# Given task
Extract every line that includes the string "React".

Web page code records
□ □ □ □ □ □ □
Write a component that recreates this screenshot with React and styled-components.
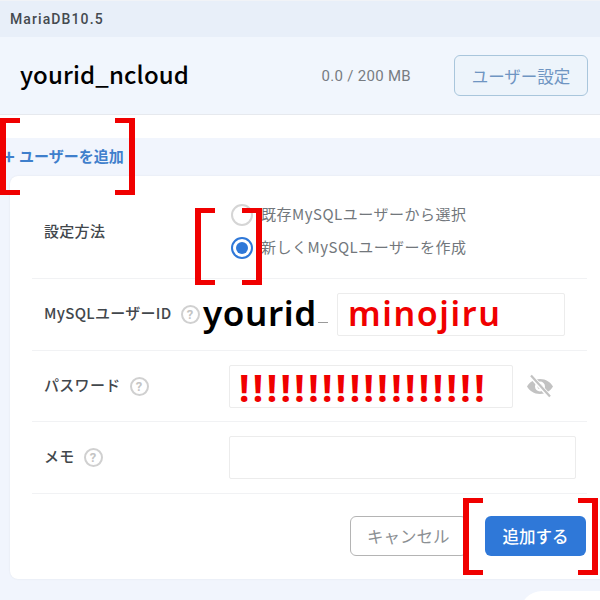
import React from "react";
import styled, { createGlobalStyle } from "styled-components";

const GlobalStyle = createGlobalStyle`
  html, body {
    margin: 0;
    padding: 0;
    background: #ffffff;
  }
  * {
    box-sizing: border-box;
  }
`;

const FONT = `"Noto Sans CJK JP", "Noto Sans", sans-serif`;

const Page = styled.div`
  position: relative;
  width: 600px;
  height: 600px;
  overflow: hidden;
  background: #ffffff;
  font-family: ${FONT};
`;

const VersionBar = styled.div`
  display: flex;
  align-items: center;
  height: 37px;
  padding-left: 10px;
  background: #e8eff9;
  border-top: 1px solid #f1f3f7;
  font-family: Roboto, sans-serif;
  font-size: 14px;
  font-weight: 500;
  letter-spacing: 1.1px;
  color: #444a50;
`;

const DbHeader = styled.div`
  display: flex;
  align-items: center;
  height: 78px;
  padding: 0 12px 0 20px;
  background: #f1f6fd;
  border-bottom: 1px solid #e6e9ee;
`;

const DbName = styled.div`
  flex: 1;
  padding-bottom: 5px;
  font-size: 24px;
  font-weight: 500;
  letter-spacing: 0.15px;
  color: #000000;
`;

const Usage = styled.div`
  margin-right: 43px;
  font-family: Roboto, sans-serif;
  font-size: 15px;
  letter-spacing: 0.3px;
  color: #777c82;
`;

const SettingsButton = styled.button`
  width: 134px;
  height: 41px;
  padding: 0;
  border: 1px solid #a9c6dc;
  border-radius: 6px;
  background: #edf4fb;
  font-family: ${FONT};
  font-size: 16.5px;
  color: #6f95c2;
`;

const Section = styled.div`
  margin-top: 23px;
  height: 462px;
  padding-left: 10px;
  background: #f1f5fd;
`;

const AddLink = styled.div`
  display: flex;
  align-items: center;
  height: 38px;
  margin-left: -10px;
  padding-bottom: 3px;
  font-size: 15px;
  font-weight: 700;
  color: #3f7fcc;
`;

const Plus = styled.span`
  width: 19px;
  padding-left: 3px;
  font-size: 20px;
  line-height: 20px;
`;

const Card = styled.div`
  width: 620px;
  height: 403px;
  padding: 0 33px 0 22px;
  background: #ffffff;
  border-radius: 8px;
  box-shadow: 0 0 2px rgba(0, 0, 0, 0.08);
`;

const Row = styled.div`
  position: relative;
  display: flex;
  align-items: ${(props) => (props.$top ? "flex-start" : "center")};
  height: ${(props) => props.$height}px;
  width: 555px;
  border-bottom: 1px solid #f1f2f4;
`;

const Label = styled.div`
  display: flex;
  align-items: center;
  gap: 9px;
  width: ${(props) => props.$width || 197}px;
  padding: 0 0 4px 12px;
  flex-shrink: 0;
  font-size: 15px;
  font-weight: 500;
  letter-spacing: 0.3px;
  color: #42474c;
`;

const MethodLabel = styled(Label)`
  margin-top: 44px;
  padding-bottom: 0;
`;

const Radios = styled.div`
  display: flex;
  flex-direction: column;
  gap: 9px;
  margin: 27px 0 0 2px;
`;

const RadioRow = styled.div`
  display: flex;
  align-items: center;
  gap: 8px;
  height: 24px;
  font-size: 15px;
  letter-spacing: 0.5px;
  color: #72777c;
`;

const RadioText = styled.span`
  margin-top: -3px;
`;

const Radio = styled.span`
  display: flex;
  align-items: center;
  justify-content: center;
  width: 22px;
  height: 22px;
  border: 2px solid ${(props) => (props.$on ? "#2f78d8" : "#d5d5d5")};
  border-radius: 50%;
  background: #ffffff;
  &::after {
    content: "";
    display: ${(props) => (props.$on ? "block" : "none")};
    width: 12px;
    height: 12px;
    border-radius: 50%;
    background: #2f78d8;
  }
`;

const Help = styled.span`
  display: flex;
  align-items: center;
  justify-content: center;
  width: 19px;
  height: 19px;
  margin-top: 4px;
  border: 2px solid #d0d0d0;
  border-radius: 50%;
  font-family: Roboto, sans-serif;
  font-size: 13px;
  font-weight: 700;
  color: #c4c4c4;
`;

const Field = styled.input`
  display: block;
  width: ${(props) => props.$width}px;
  height: 43px;
  padding: 0 10px 3px;
  border: 1px solid #ececec;
  border-radius: 2px;
  background: #ffffff;
  outline: none;
  font-family: "Noto Sans", sans-serif;
  font-size: 34px;
  font-weight: 600;
  letter-spacing: 1.6px;
  color: #f00000;
`;

const PasswordField = styled(Field)`
  padding: 2px 9px 0;
  font-size: 37px;
  font-weight: 700;
  letter-spacing: 3.4px;
`;

const IdPrefix = styled.div`
  position: absolute;
  left: 171px;
  top: 12px;
  font-family: "Noto Sans", sans-serif;
  font-size: 35px;
  font-weight: 600;
  letter-spacing: 0.6px;
  line-height: 44px;
  color: #000000;
`;

const Underscore = styled.span`
  width: 10px;
  height: 1px;
  margin: 16px 9px 0 0;
  background: #9a9a9a;
`;

const EyeButton = styled.span`
  display: flex;
  margin-left: 13px;
  color: #c2c2c2;
`;

const Footer = styled.div`
  display: flex;
  justify-content: flex-end;
  gap: 18px;
  width: 554px;
  padding-top: 22px;
`;

const CancelButton = styled.button`
  width: 117px;
  height: 40px;
  padding: 0 0 0 16px;
  border: 1px solid #b4b4b4;
  border-radius: 6px;
  background: #ffffff;
  font-family: ${FONT};
  font-size: 16.5px;
  color: #8b8f93;
  text-align: left;
`;

const SubmitButton = styled.button`
  width: 101px;
  height: 40px;
  padding: 0;
  border: none;
  border-radius: 6px;
  background: #2f78d8;
  font-family: ${FONT};
  font-size: 16.5px;
  font-weight: 500;
  color: #ffffff;
`;

const Corner = styled.div`
  position: absolute;
  left: 520px;
  top: 591px;
  width: 110px;
  height: 40px;
  border-radius: 22px 0 0 0;
  background: #ffffff;
`;

// Red brackets drawn on top of the screenshot
const Bracket = styled.div`
  position: absolute;
  left: ${(props) => props.$left}px;
  top: ${(props) => props.$top}px;
  width: 20px;
  height: 77px;
  border: solid #f00000;
  border-width: 5px 0;
  ${(props) => (props.$right ? "border-right-width: 6px;" : "border-left-width: 6px;")}
`;

const EyeOff = () => (
  <svg width="28" height="24" viewBox="0 0 28 24" fill="currentColor">
    <path d="M14 5C8 5 3.400 8.400 1 12.500 3.400 16.600 8 20 14 20s10.600-3.400 13-7.500C24.600 8.400 20 5 14 5zm0 12.500a5 5 0 1 1 0-10 5 5 0 0 1 0 10z" />
    <circle cx="14" cy="12.500" r="2.500" />
    <path d="M5 2 23 22" stroke="#ffffff" strokeWidth="4.500" />
    <path d="M5 1.500 24 22.500" stroke="currentColor" strokeWidth="2.200" />
  </svg>
);

const App = () => {
  return (
    <Page>
      <GlobalStyle />
      <VersionBar>MariaDB10.5</VersionBar>
      <DbHeader>
        <DbName>yourid_ncloud</DbName>
        <Usage>0.0 / 200 MB</Usage>
        <SettingsButton>ユーザー設定</SettingsButton>
      </DbHeader>
      <Section>
        <AddLink>
          <Plus>+</Plus>ユーザーを追加
        </AddLink>
        <Card>
          <Row $top $height={103}>
            <MethodLabel>設定方法</MethodLabel>
            <Radios>
              <RadioRow>
                <Radio />
                <RadioText>既存MySQLユーザーから選択</RadioText>
              </RadioRow>
              <RadioRow>
                <Radio $on />
                <RadioText>新しくMySQLユーザーを作成</RadioText>
              </RadioRow>
            </Radios>
          </Row>
          <Row $height={72}>
            <Label $width={286}>
              MySQLユーザーID <Help>?</Help>
            </Label>
            <Underscore />
            <Field $width={228} value="minojiru" readOnly />
            <IdPrefix>yourid</IdPrefix>
          </Row>
          <Row $height={71}>
            <Label>
              パスワード <Help>?</Help>
            </Label>
            <PasswordField $width={284} value="!!!!!!!!!!!!!!!!!!" readOnly />
            <EyeButton>
              <EyeOff />
            </EyeButton>
          </Row>
          <Row $height={72}>
            <Label>
              メモ <Help>?</Help>
            </Label>
            <Field $width={347} />
          </Row>
          <Footer>
            <CancelButton>キャンセル</CancelButton>
            <SubmitButton>追加する</SubmitButton>
          </Footer>
        </Card>
      </Section>
      <Corner />
      <Bracket $left={0} $top={118} />
      <Bracket $left={115} $top={118} $right />
      <Bracket $left={195} $top={208} />
      <Bracket $left={242} $top={208} $right />
      <Bracket $left={463} $top={498} />
      <Bracket $left={578} $top={498} $right />
    </Page>
  );
};

export default App;
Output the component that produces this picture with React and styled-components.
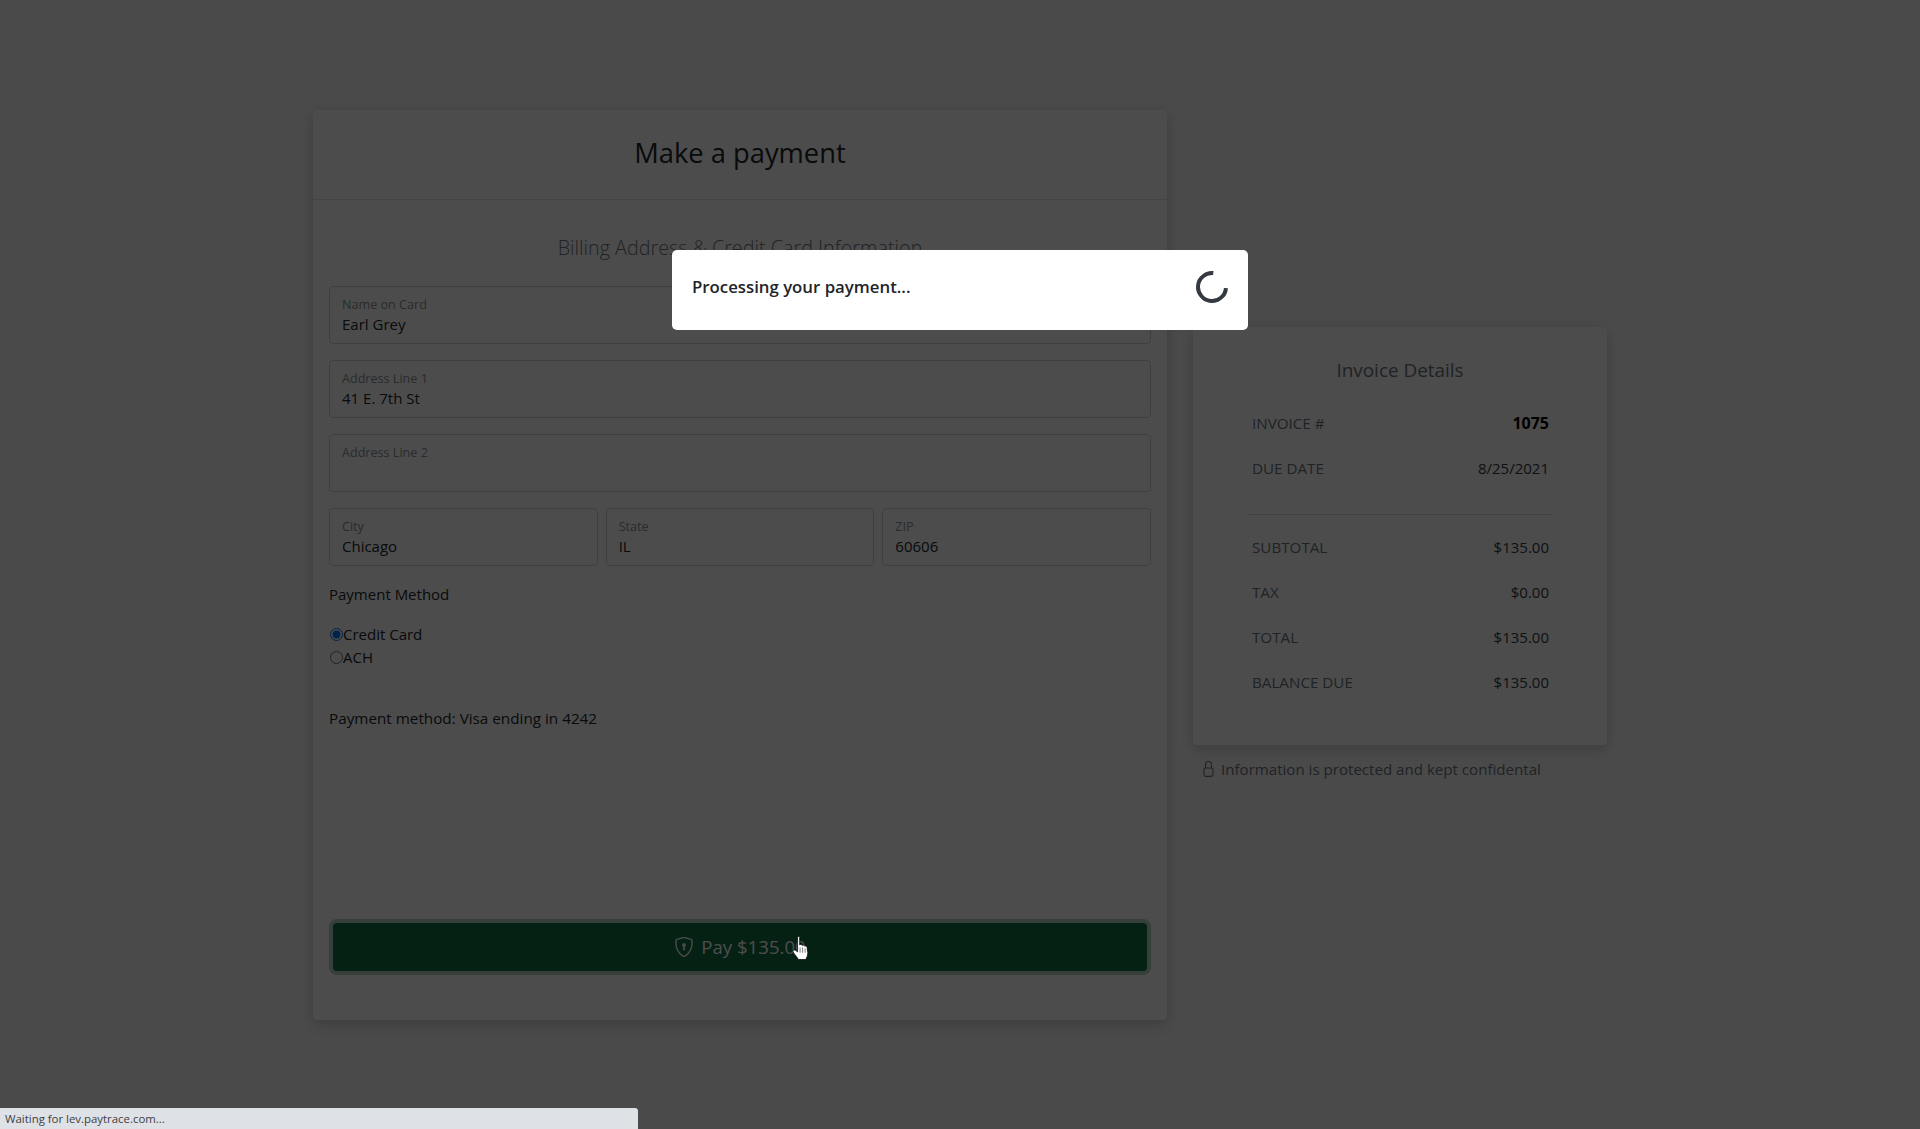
□ □ □ □ □ □ □
# The reply
Write a component that recreates this screenshot with React and styled-components.
import React from "react";
Output the component that produces this picture with React and styled-components.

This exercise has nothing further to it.